ECLI:NL:RBAMS:2012:YB0841 kamer voor gerechtsdeurwaarders Amsterdam GDWverzet171.2012

ECLI: ECLI:NL:RBAMS:2012:YB0841
Datum uitspraak: 12-06-2012
Datum publicatie: 07-09-2012
Zaaknummer(s): GDWverzet171.2012
Onderwerp: Ambtshandelingen (art. 2 Gdw)
Beslissingen:
Inhoudsindicatie: Beslissing op verzet. Het verzet wordt ongegrond verklaard.

KAMER VOOR GERECHTSDEURWAARDERS TE AMSTERDAM 4

Beslissing van 12 juni 2012 zoals bedoeld in artikel 43 van de Gerechtsdeurwaarderswet inzake het verzet met nummer 171.2012 ingesteld door:

[        ],

wonende te [        ]

klager,

tegen:

[        ]

toegevoegd kandidaat-gerechtsdeurwaarder te [        ],

beklaagde.

1. Verloop van de procedure

Bij beschikking van 7 februari 2012 (zaaknummer 719.2011) heeft de voorzitter van de Kamer voor gerechtsdeurwaarders (hierna: de voorzitter) beslist op een door klager tegen beklaagde ingediende klacht. Bij brief van 8 februari 2012 is klager een afschrift van de beslissing van de voorzitter toegezonden. Op 10 februari 2012 heeft klager tegen de beslissing van de voorzitter verzet ingesteld.

Het verzetschrift is behandeld ter openbare terechtzitting van 1 mei 2012 waarbij klager is verschenen. De gerechtsdeurwaarder is hoewel behoorlijk opgeroepen niet verschenen. Van de behandeling ter zitting is afzonderlijk proces-verbaal opgemaakt. De uitspraak is bepaald op 12 juni 2012.

2. De gronden van het verzet

In verzet heeft klager samengevat aangevoerd dat hij het niet eens is met de beslissing van de voorzitter. Klager is van oordeel dat de gerechtsdeurwaarder niet professioneel te werk is gegaan.

3. De ontvankelijkheid van het verzet .

Klager heeft het verzet tegen voormelde beslissing van de voorzitter ingesteld binnen veertien dagen na de dag van verzending van een afschrift van voormelde beslissing van de voorzitter, zodat hij in zijn verzet kan worden ontvangen.

4. De inleidende klacht

Klager verwijt de gerechtsdeurwaarder, kort samengevat dat deze ten onrecht beslag heeft gelegd zijn banktegoeden.

5. De beslissing van de voorzitter

De voorzitter heeft geoordeeld dat de gerechtsdeurwaarder niet in strijd heeft gehandeld met de tuchtrechtelijke norm. De voorzitter is van oordeel dat de klacht kennelijk ongegrond is.
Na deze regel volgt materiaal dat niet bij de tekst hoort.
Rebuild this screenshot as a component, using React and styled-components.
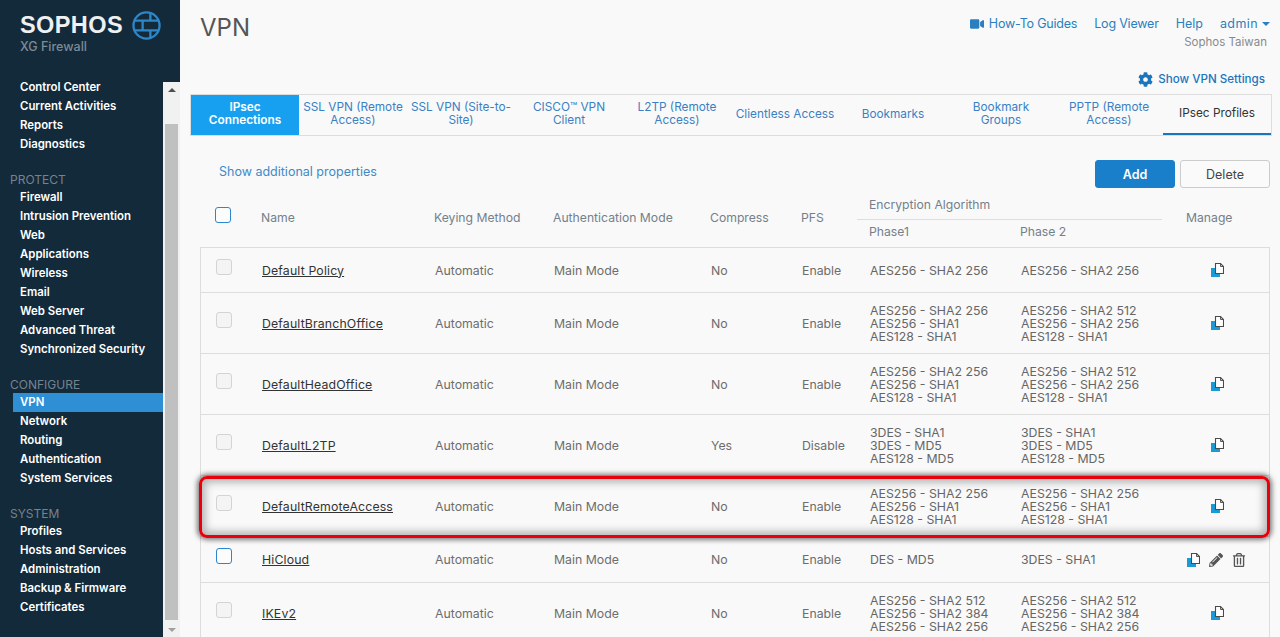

6. De beoordeling van de gronden van het verzet

6.1 Het onderzoek in verzet heeft naar het oordeel van de Kamer niet geleid tot de vaststelling van andere feiten of omstandigheden en gevolgtrekkingen dan die vervat in de beslissing van de voorzitter, waarmee de Kamer zich verenigt. Het verzet is dan ook ongegrond. Aanvullende klachtonderdelen kunnen in verzet niet voor het eerst aan de orde worden gesteld.

6.2 Op grond van het voorgaande wordt beslist als volgt.

BESLISSING

De Kamer voor Gerechtsdeurwaarders:

-                     verklaart het verzet ongegrond.

Aldus gegeven door mr. E.R.S.M. Marres, voorzitter, mr. M. Nijenhuis en J.C.M. van der Weijden (plaatsvervangend) leden en uitgesproken ter openbare terechtzitting van 12 juni 2012 in tegenwoordigheid van de secretaris.

Op grond van het bepaalde in artikel 39, vierde lid, van de Gerechtsdeurwaarderswet staat tegen deze beslissing geen rechtsmiddel open.